5. Better asset management, data collection and bragging rights are all drivers behind increases in reverse logistics. As a core business, third party providers can champion control of assets and help customers reduce loss. Additionally, they can provide detailed reports on recycled material recovery, giving them the tools to tell a better sustainability story.
6. Under-served reverse logistics markets? Aside from grocery distribution, there may be room for reverse logistics improvement in other supply chains. “It always surprises me how inefficient (or non-existent) reverse logistics are in U.S. retail, with the exception of the retail grocery channel,” wrote Lane Pence of CHEP. “For typical national or super-regional chains, there is no one optimal reverse logistics solution.

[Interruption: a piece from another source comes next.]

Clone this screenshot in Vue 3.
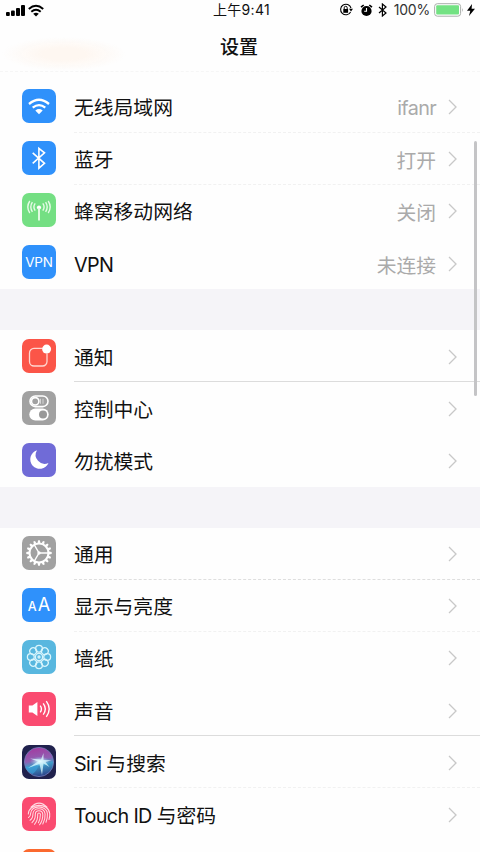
<script setup>
const groups = [
  [
    { icon: 'wifi', label: '无线局域网', value: 'ifanr', line: 'faint' },
    { icon: 'bluetooth', label: '蓝牙', value: '打开', line: 'faint' },
    { icon: 'cellular', label: '蜂窝移动网络', value: '关闭', line: 'none' },
    { icon: 'vpn', latin: 'VPN', label: '', value: '未连接', line: 'none' },
  ],
  [
    { icon: 'notify', label: '通知', line: 'strong' },
    { icon: 'control', label: '控制中心', line: 'none' },
    { icon: 'moon', label: '勿扰模式', line: 'none' },
  ],
  [
    { icon: 'general', label: '通用', line: 'medium' },
    { icon: 'display', label: '显示与亮度', line: 'faint' },
    { icon: 'wallpaper', label: '墙纸', line: 'none' },
    { icon: 'sound', label: '声音', line: 'strong' },
    { icon: 'siri', latin: 'Siri ', label: '与搜索', line: 'faint' },
    { icon: 'touch', latin: 'Touch ID ', label: '与密码', line: 'none' },
    { icon: 'sos', label: '', line: 'none' },
  ],
]
const petals = [0, 45, 90, 135, 180, 225, 270, 315]
const teeth = Array.from({ length: 16 }, (_, i) => i * 22.5)
</script>

<template>
  <div class="phone">
    <header class="top">
      <div class="status">
        <div class="side left">
          <svg class="signal" width="20" height="13" viewBox="0 0 20 13">
            <rect x="0" y="8" width="3.8" height="4" rx="1" /><rect x="5" y="6.5" width="3.8" height="5.5" rx="1" />
            <rect x="10" y="4" width="4" height="8" rx="1" /><rect x="15" y="1" width="4" height="11" rx="1" />
          </svg>
          <svg width="16" height="13" viewBox="0 0 16 13" fill="none" stroke="#000" stroke-width="2">
            <path d="M.8 5Q8-1.4 15.2 5M3.3 7.8q4.7-4 9.4 0" /><path d="M5.2 9.7q2.8-2 5.6 0L8 12.5z" fill="#000" stroke="none" />
          </svg>
        </div>
        <span class="clock">上午9:41</span>
        <div class="side right">
          <svg width="14" height="14" viewBox="0 0 14 14" fill="none" stroke="#000">
            <path d="M11.6 9A5.3 5.3 0 1 1 12 5" stroke-width="1.1" /><path d="M10 5.8h4l-2 2.8z" fill="#000" stroke="none" />
            <rect x="4.3" y="6" width="4.8" height="3.8" fill="#000" stroke="none" /><path d="M5.2 6V4.8a1.5 1.5 0 0 1 3 0V6" />
          </svg>
          <svg class="alarm" width="13" height="13" viewBox="0 0 13 13">
            <circle cx="6.5" cy="7" r="5.1" /><path d="M1 3.2 3.7 1M12 3.2 9.3 1" stroke="#000" stroke-width="1.6" />
            <path d="M6.5 4v3.2H4.2" stroke="#fff" stroke-width="1.1" fill="none" />
          </svg>
          <svg class="bt" width="9" height="14" viewBox="0 0 9 14"><path d="m1 4 7 6-3.6 3V1L8 4l-7 6" fill="none" stroke="#000" stroke-width="1.2" /></svg>
          <span class="percent">100%</span>
          <svg class="battery" width="30" height="14" viewBox="0 0 30 14">
            <rect x=".6" y=".7" width="26" height="12.5" rx="2.8" fill="#fff" stroke="#a9aeaa" />
            <rect x="2.2" y="2.3" width="22.8" height="9.3" rx="1" fill="#73e283" /><path d="M28 5q1.8 2 0 4z" fill="#a9aeaa" />
          </svg>
          <svg class="bolt" width="8" height="12" viewBox="0 0 8 12"><path d="M5 0 0 6.7h3.3L2 12l6-7.2H4.6z" /></svg>
        </div>
      </div>
      <h1>设置</h1>
    </header>

    <main>
      <section v-for="(rows, g) in groups" :key="g" class="group">
        <div v-for="row in rows" :key="row.icon" class="row">
          <div class="tile" :class="row.icon">
            <svg viewBox="0 0 34 34" width="34" height="34" fill="none" stroke="#fff">
              <g v-if="row.icon === 'wifi'" stroke-width="2.3">
                <path d="M7 15q10-8.4 20 0M10.7 18.6q6.3-5 12.6 0" /><path d="M13.3 21.4q3.7-2.7 7.4 0L17 25.2z" fill="#fff" stroke="none" />
              </g>
              <path v-else-if="row.icon === 'bluetooth'" d="m10.7 11.8 11.8 10.5-5.6 4.9V7.4l5.6 4.5-11.8 10.4" stroke-width="1.6" />
              <g v-else-if="row.icon === 'cellular'" stroke-width="1.4" stroke="#e6fbe6">
                <circle cx="17" cy="14.5" r="2.1" fill="#fff" stroke="none" /><path d="M17 15v12.5" stroke-width="1.9" />
                <path d="M13.2 10.4q-2.6 3.6 0 7.2M10.4 9.2q-3.2 4.8 0 9.6M7.8 8q-4 6 0 12M20.8 10.4q2.6 3.6 0 7.2M23.6 9.2q3.2 4.8 0 9.6M26.2 8q4 6 0 12" />
              </g>
              <g v-else-if="row.icon === 'notify'">
                <path d="M20.5 9.4H12A4.5 4.5 0 0 0 7.5 14v8.5A4.5 4.5 0 0 0 12 27h8.5a4.5 4.5 0 0 0 4.5-4.5v-8" stroke="#ffd6cf" stroke-width="1.3" />
                <circle cx="24.6" cy="10.1" r="4.5" fill="#fff" stroke="none" />
              </g>
              <g v-else-if="row.icon === 'control'">
                <rect x="8" y="5" width="18" height="10.6" rx="5.3" stroke-width="1.6" /><circle cx="13.2" cy="10.3" r="3.7" stroke-width="1.6" />
                <path d="M18.5 7.8v5M21 7.8v5" stroke="#d5d5d5" />
                <rect x="7.3" y="17.6" width="19.4" height="12" rx="6" fill="#fff" stroke="none" /><circle cx="21" cy="23.5" r="4" fill="#999" stroke="none" />
              </g>
              <path v-else-if="row.icon === 'moon'" d="M15 7.2A9.5 9.5 0 1 0 26.5 20 9 9 0 0 1 15 7.2z" fill="#fff" stroke="none" />
              <g v-else-if="row.icon === 'general'">
                <path v-for="a in teeth" :key="a" d="M15.6 7 16.1 4.3h1.8L18.4 7z" fill="#fff" stroke="none" :transform="`rotate(${a} 17 17)`" />
                <circle cx="17" cy="17" r="9.5" stroke-width="2.1" />
                <path d="M17 17h9M17 17l-4.6-8M17 17l-4.6 8" stroke-width="1.5" /><circle cx="17" cy="17" r="1.7" fill="#fff" stroke="none" />
              </g>
              <g v-else-if="row.icon === 'wallpaper'" stroke="#d9f5fc" stroke-width="1.3">
                <circle v-for="a in petals" :key="a" cx="17" cy="8.8" r="3.4" :transform="`rotate(${a} 17 17)`" /><circle cx="17" cy="17" r="3.6" />
                <circle cx="17" cy="17" r="1" />
              </g>
              <g v-else-if="row.icon === 'sound'" stroke-width="1.4">
                <path d="M6.8 13.5h3.6l5-3.6v14.2l-5-3.6H6.8z" fill="#fff" stroke="none" />
                <path d="M18.2 13.6q2.5 3.4 0 6.8M21.2 11.4q4.2 5.6 0 11.2M24.3 9.2q5.8 7.8 0 15.6" />
              </g>
              <g v-else-if="row.icon === 'siri'">
                <defs>
                  <linearGradient id="orb" x1=".4" y1="0" x2=".6" y2="1"><stop stop-color="#a33ba0" /><stop offset=".42" stop-color="#8f60b3" /><stop offset=".6" stop-color="#3f9cc8" /><stop offset="1" stop-color="#2b3f86" /></linearGradient>
                  <radialGradient id="flare"><stop stop-color="#fff" /><stop offset=".4" stop-color="#c9f5ff" stop-opacity=".6" /><stop offset="1" stop-color="#8edcf0" stop-opacity="0" /></radialGradient>
                </defs>
                <circle cx="17" cy="17" r="14.6" fill="url(#orb)" stroke="#737dbd" stroke-width=".8" />
                <path d="M3.5 22q8 0 14-6-1 9-7 13Q5 27 3.5 22z" fill="#3aa4dd" opacity=".6" stroke="none" />
                <ellipse cx="18" cy="16.5" rx="10" ry="5" fill="url(#flare)" stroke="none" />
                <path d="m21.5 8-2.5 6.5L8 13.5l8 3-10 6.5 11.5-4 2.5 11 1.5-11.5 6 3.5-4-5 6-1.8-8-.3z" fill="#dcfbff" opacity=".75" stroke="none" />
              </g>
              <g v-else-if="row.icon === 'touch'" stroke-width="1.05" stroke="#ffdbe3" stroke-linecap="round">
                <path d="M9 10.2q8-8.2 16 0M6.3 17C6.5 6.2 26.5 5 27.7 16.5q.3 3-.7 6" />
                <path d="M6.5 20.5q2-.8 2.1-4C9 7.5 24.6 7.8 25.4 16.5q.3 4-1.4 8.7" />
                <path d="M8 23.3q3-2 2.9-6.3c.2-7 11.4-7 12.2 0q.3 5.4-2.3 10" />
                <path d="M10 25.6q3.5-3.2 3.3-8.4c.1-4.6 7-4.6 7.5 0q.2 6-3.2 10.6" />
                <path d="M12.5 27.3q3.5-4 3.2-10c0-1.8 2.5-1.8 2.7 0q0 5-2 8.4" />
              </g>
            </svg>
            <span v-if="row.icon === 'vpn'" class="vpn-text">VPN</span>
            <span v-if="row.icon === 'display'" class="aa"><small>A</small>A</span>
          </div>
          <div class="body" :class="row.line">
            <span class="label"><span v-if="row.latin" class="latin">{{ row.latin }}</span>{{ row.label }}</span>
            <span v-if="row.value" class="value" :class="{ latin: row.icon === 'wifi' }">{{ row.value }}</span>
            <svg class="chevron" width="10" height="16" viewBox="0 0 10 16"><path d="m1 1 7 7-7 7" /></svg>
          </div>
        </div>
      </section>
    </main>
    <div class="scrollbar"></div>
  </div>
</template>

<style>
body { margin: 0; background: #fefefe; }
</style>

<style scoped>
.phone { position: relative; width: 480px; height: 852px; overflow: hidden; background: #fefefe; color: #111; font-family: Inter, "Noto Sans CJK SC", sans-serif; }
.top { box-sizing: border-box; height: 72px; border-bottom: 1px dashed #f6f6f6; background: radial-gradient(ellipse 62px 17px at 64px 54px, #fef7f1 0 35%, transparent 100%); }
.status { height: 20px; display: grid; grid-template-columns: 1fr auto 1fr; align-items: center; padding: 0 5px 0 6px; }
.side { display: flex; align-items: center; }
.left { gap: 2px; }
.right { justify-content: flex-end; }
.clock { font-size: 14px; line-height: 20px; letter-spacing: .3px; padding-left: 2px; }
.alarm { margin-left: 7px; }
.bt { margin-left: 5px; }
.percent { margin-left: 7px; font-size: 14px; line-height: 20px; letter-spacing: -.2px; color: #333; }
.battery { margin-left: 4px; }
.bolt { margin-left: 3px; }
h1 { margin: 0; text-align: center; font-size: 19px; line-height: 56px; height: 52px; font-weight: 500; padding-right: 2px; }
main { padding-top: 8.6px; }
.group + .group { border-top: 41px solid #f5f4f8; }
.row { height: 52.15px; display: flex; align-items: center; padding-left: 22px; }
.tile { width: 34px; height: 34px; margin-top: -1.4px; flex: none; border-radius: 7px; overflow: hidden; display: grid; place-items: center; color: #fff; }
.tile > * { grid-area: 1 / 1; }
.wifi, .bluetooth, .vpn, .display { background: #2f91fb; }
.cellular { background: #74df83; }
.notify { background: #fb5548; }
.control, .general { background: #a1a1a1; }
.moon { background: #706bd7; }
.wallpaper { background: #58b7df; }
.sound, .touch { background: #fa4b70; }
.siri { background: #20214d; }
.sos { background: #fb692f; }
.vpn-text { font-size: 13.5px; line-height: 34px; letter-spacing: -.2px; }
.aa { font-size: 18px; line-height: 34px; }
.aa small { font-size: 12.5px; margin-right: 1px; font-weight: 500; }
.body { flex: 1; box-sizing: border-box; height: 100%; margin-left: 18px; padding-right: 22px; display: flex; align-items: center; border-bottom: 1px solid transparent; }
.strong { border-bottom-color: #dcdcdc; }
.medium { border-bottom: 1px dashed #dedede; }
.faint { border-bottom: 1px dashed #f1f1f1; }
.label { font-size: 19.8px; line-height: 48px; padding-top: 4px; white-space: pre; }
.latin { letter-spacing: -.65px; }
.value { margin-left: auto; margin-right: 12px; padding-top: 3px; font-size: 19.8px; color: #aaa; }
.chevron { margin-left: auto; margin-top: 2px; fill: none; stroke: #c8c8c8; stroke-width: 1.3; }
.value + .chevron { margin-left: 0; }
.scrollbar { position: absolute; top: 141px; right: 3px; width: 3px; height: 255px; border-radius: 2px; background: #c4c4c6; }
</style>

DC’s are best for forward logistics and reverse logistics is usually viewed as a necessary evil. Outsourcing can be a good option, but options are limited.”
Ideas for Reverse Logistics Services
• Pallet, container and shipping rack refurbishment, washing, storage and repositioning
• Scrap wood recycling and retrieval
• Reusable asset management, including tracking and training of customer employees
• Sorting, baling and staging of other residuals such as OCC and plastic wrap or hard plastic containers for shipment to recyclers
• End of life retail store fixture storage and disposition
• Scrap metal removal
• End of life retrieval of other recycling stream items
Ultimately, a bigger play in reverse logistics requires a careful business analysis of the opportunity. To the extent your relationship with pallet users allows you to expand the offering, you have the opportunity to determine how to price and sell this service to your customer and if it can become a key plank of your business strategy moving forward.